▶ [Dataset records]
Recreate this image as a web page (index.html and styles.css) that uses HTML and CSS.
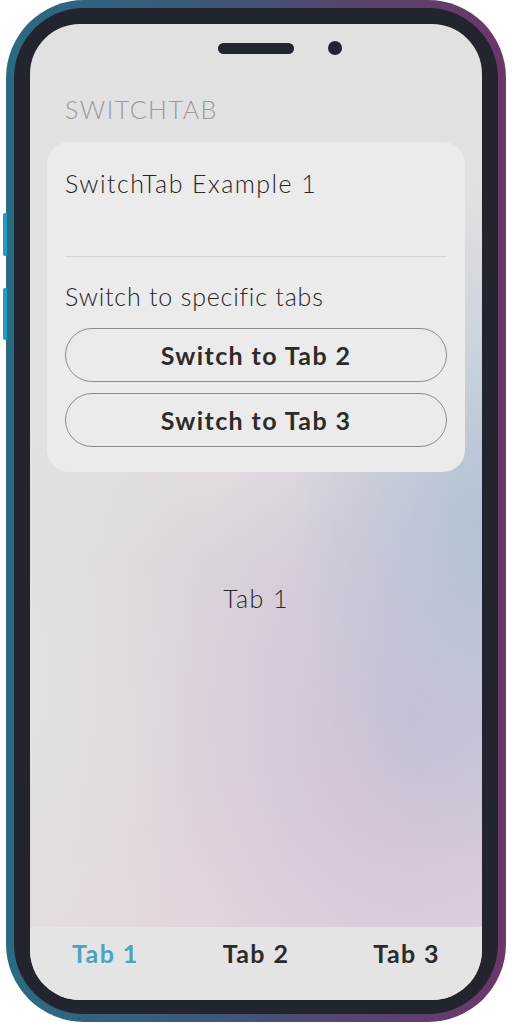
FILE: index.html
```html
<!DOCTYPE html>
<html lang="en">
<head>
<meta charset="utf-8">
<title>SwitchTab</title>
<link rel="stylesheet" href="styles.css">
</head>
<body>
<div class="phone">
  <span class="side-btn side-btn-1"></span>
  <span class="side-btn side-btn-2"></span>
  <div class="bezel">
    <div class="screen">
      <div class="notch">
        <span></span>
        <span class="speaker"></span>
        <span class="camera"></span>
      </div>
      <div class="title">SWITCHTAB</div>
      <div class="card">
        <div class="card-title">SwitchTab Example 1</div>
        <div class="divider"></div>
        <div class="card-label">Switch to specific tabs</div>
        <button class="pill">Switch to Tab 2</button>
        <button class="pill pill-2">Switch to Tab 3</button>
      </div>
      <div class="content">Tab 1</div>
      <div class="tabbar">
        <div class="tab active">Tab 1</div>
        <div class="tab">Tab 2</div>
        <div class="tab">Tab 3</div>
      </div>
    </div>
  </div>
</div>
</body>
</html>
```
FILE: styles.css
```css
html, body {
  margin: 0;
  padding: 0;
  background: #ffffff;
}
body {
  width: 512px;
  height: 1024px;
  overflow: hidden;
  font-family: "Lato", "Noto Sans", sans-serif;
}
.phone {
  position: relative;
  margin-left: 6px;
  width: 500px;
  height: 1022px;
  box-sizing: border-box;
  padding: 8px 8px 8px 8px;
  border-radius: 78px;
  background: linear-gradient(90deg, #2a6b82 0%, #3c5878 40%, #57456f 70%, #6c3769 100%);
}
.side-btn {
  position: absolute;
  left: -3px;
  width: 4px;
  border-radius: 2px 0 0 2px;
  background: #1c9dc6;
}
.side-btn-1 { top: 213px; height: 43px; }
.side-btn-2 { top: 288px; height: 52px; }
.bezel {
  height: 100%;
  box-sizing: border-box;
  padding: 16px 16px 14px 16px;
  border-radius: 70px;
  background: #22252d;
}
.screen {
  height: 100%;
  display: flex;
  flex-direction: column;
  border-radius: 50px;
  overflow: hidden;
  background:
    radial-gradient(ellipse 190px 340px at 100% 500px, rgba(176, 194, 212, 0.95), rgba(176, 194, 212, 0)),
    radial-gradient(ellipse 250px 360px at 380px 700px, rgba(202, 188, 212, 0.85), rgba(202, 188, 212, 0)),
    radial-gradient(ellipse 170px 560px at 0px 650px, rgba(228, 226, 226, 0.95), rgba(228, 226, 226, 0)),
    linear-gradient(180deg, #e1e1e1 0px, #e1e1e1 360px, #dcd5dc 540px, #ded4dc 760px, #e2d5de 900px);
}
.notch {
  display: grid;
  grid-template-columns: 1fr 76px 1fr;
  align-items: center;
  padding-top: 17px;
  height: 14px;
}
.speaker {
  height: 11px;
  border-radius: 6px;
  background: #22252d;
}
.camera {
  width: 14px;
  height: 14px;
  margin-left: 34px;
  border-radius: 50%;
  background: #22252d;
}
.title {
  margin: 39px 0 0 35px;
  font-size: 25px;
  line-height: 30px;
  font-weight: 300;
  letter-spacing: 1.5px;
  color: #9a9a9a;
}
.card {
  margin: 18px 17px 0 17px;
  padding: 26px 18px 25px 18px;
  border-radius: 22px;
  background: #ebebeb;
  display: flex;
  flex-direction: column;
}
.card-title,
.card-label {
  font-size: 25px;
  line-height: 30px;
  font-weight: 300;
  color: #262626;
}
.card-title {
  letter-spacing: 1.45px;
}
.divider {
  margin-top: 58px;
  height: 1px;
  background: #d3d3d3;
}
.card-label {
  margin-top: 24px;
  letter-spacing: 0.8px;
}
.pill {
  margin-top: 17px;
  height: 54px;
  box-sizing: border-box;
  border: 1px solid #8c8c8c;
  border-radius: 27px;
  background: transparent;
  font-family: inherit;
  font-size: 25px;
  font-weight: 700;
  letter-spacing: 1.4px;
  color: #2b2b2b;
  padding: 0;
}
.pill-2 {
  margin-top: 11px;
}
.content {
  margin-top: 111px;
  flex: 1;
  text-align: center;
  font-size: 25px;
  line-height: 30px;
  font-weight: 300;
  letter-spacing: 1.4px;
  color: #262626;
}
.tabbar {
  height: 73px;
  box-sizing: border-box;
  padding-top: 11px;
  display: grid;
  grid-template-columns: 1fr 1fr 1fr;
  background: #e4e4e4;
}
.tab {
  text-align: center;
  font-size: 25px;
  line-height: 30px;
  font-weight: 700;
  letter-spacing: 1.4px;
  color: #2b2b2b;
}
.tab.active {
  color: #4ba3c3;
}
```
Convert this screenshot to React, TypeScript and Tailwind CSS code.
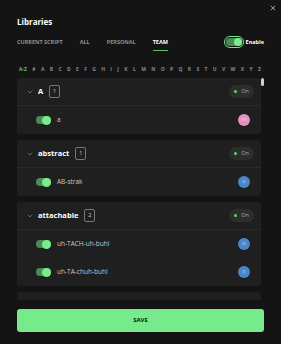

▶ [Do this]
Omit any images, then output the listing exactly.

▶ [Output of the task]
Recreate this image as a web page (index.html and styles.css) that uses HTML and CSS.
FILE: index.html
```html
<!DOCTYPE html>
<html lang="en">
<head>
<meta charset="utf-8">
<title>SwitchTab</title>
<link rel="stylesheet" href="styles.css">
</head>
<body>
<div class="phone">
  <span class="side-btn side-btn-1"></span>
  <span class="side-btn side-btn-2"></span>
  <div class="bezel">
    <div class="screen">
      <div class="notch">
        <span></span>
        <span class="speaker"></span>
        <span class="camera"></span>
      </div>
      <div class="title">SWITCHTAB</div>
      <div class="card">
        <div class="card-title">SwitchTab Example 1</div>
        <div class="divider"></div>
        <div class="card-label">Switch to specific tabs</div>
        <button class="pill">Switch to Tab 2</button>
        <button class="pill pill-2">Switch to Tab 3</button>
      </div>
      <div class="content">Tab 1</div>
      <div class="tabbar">
        <div class="tab active">Tab 1</div>
        <div class="tab">Tab 2</div>
        <div class="tab">Tab 3</div>
      </div>
    </div>
  </div>
</div>
</body>
</html>
```
FILE: styles.css
```css
html, body {
  margin: 0;
  padding: 0;
  background: #ffffff;
}
body {
  width: 512px;
  height: 1024px;
  overflow: hidden;
  font-family: "Lato", "Noto Sans", sans-serif;
}
.phone {
  position: relative;
  margin-left: 6px;
  width: 500px;
  height: 1022px;
  box-sizing: border-box;
  padding: 8px 8px 8px 8px;
  border-radius: 78px;
  background: linear-gradient(90deg, #2a6b82 0%, #3c5878 40%, #57456f 70%, #6c3769 100%);
}
.side-btn {
  position: absolute;
  left: -3px;
  width: 4px;
  border-radius: 2px 0 0 2px;
  background: #1c9dc6;
}
.side-btn-1 { top: 213px; height: 43px; }
.side-btn-2 { top: 288px; height: 52px; }
.bezel {
  height: 100%;
  box-sizing: border-box;
  padding: 16px 16px 14px 16px;
  border-radius: 70px;
  background: #22252d;
}
.screen {
  height: 100%;
  display: flex;
  flex-direction: column;
  border-radius: 50px;
  overflow: hidden;
  background:
    radial-gradient(ellipse 190px 340px at 100% 500px, rgba(176, 194, 212, 0.95), rgba(176, 194, 212, 0)),
    radial-gradient(ellipse 250px 360px at 380px 700px, rgba(202, 188, 212, 0.85), rgba(202, 188, 212, 0)),
    radial-gradient(ellipse 170px 560px at 0px 650px, rgba(228, 226, 226, 0.95), rgba(228, 226, 226, 0)),
    linear-gradient(180deg, #e1e1e1 0px, #e1e1e1 360px, #dcd5dc 540px, #ded4dc 760px, #e2d5de 900px);
}
.notch {
  display: grid;
  grid-template-columns: 1fr 76px 1fr;
  align-items: center;
  padding-top: 17px;
  height: 14px;
}
.speaker {
  height: 11px;
  border-radius: 6px;
  background: #22252d;
}
.camera {
  width: 14px;
  height: 14px;
  margin-left: 34px;
  border-radius: 50%;
  background: #22252d;
}
.title {
  margin: 39px 0 0 35px;
  font-size: 25px;
  line-height: 30px;
  font-weight: 300;
  letter-spacing: 1.5px;
  color: #9a9a9a;
}
.card {
  margin: 18px 17px 0 17px;
  padding: 26px 18px 25px 18px;
  border-radius: 22px;
  background: #ebebeb;
  display: flex;
  flex-direction: column;
}
.card-title,
.card-label {
  font-size: 25px;
  line-height: 30px;
  font-weight: 300;
  color: #262626;
}
.card-title {
  letter-spacing: 1.45px;
}
.divider {
  margin-top: 58px;
  height: 1px;
  background: #d3d3d3;
}
.card-label {
  margin-top: 24px;
  letter-spacing: 0.8px;
}
.pill {
  margin-top: 17px;
  height: 54px;
  box-sizing: border-box;
  border: 1px solid #8c8c8c;
  border-radius: 27px;
  background: transparent;
  font-family: inherit;
  font-size: 25px;
  font-weight: 700;
  letter-spacing: 1.4px;
  color: #2b2b2b;
  padding: 0;
}
.pill-2 {
  margin-top: 11px;
}
.content {
  margin-top: 111px;
  flex: 1;
  text-align: center;
  font-size: 25px;
  line-height: 30px;
  font-weight: 300;
  letter-spacing: 1.4px;
  color: #262626;
}
.tabbar {
  height: 73px;
  box-sizing: border-box;
  padding-top: 11px;
  display: grid;
  grid-template-columns: 1fr 1fr 1fr;
  background: #e4e4e4;
}
.tab {
  text-align: center;
  font-size: 25px;
  line-height: 30px;
  font-weight: 700;
  letter-spacing: 1.4px;
  color: #2b2b2b;
}
.tab.active {
  color: #4ba3c3;
}
```
Convert this screenshot to React, TypeScript and Tailwind CSS code.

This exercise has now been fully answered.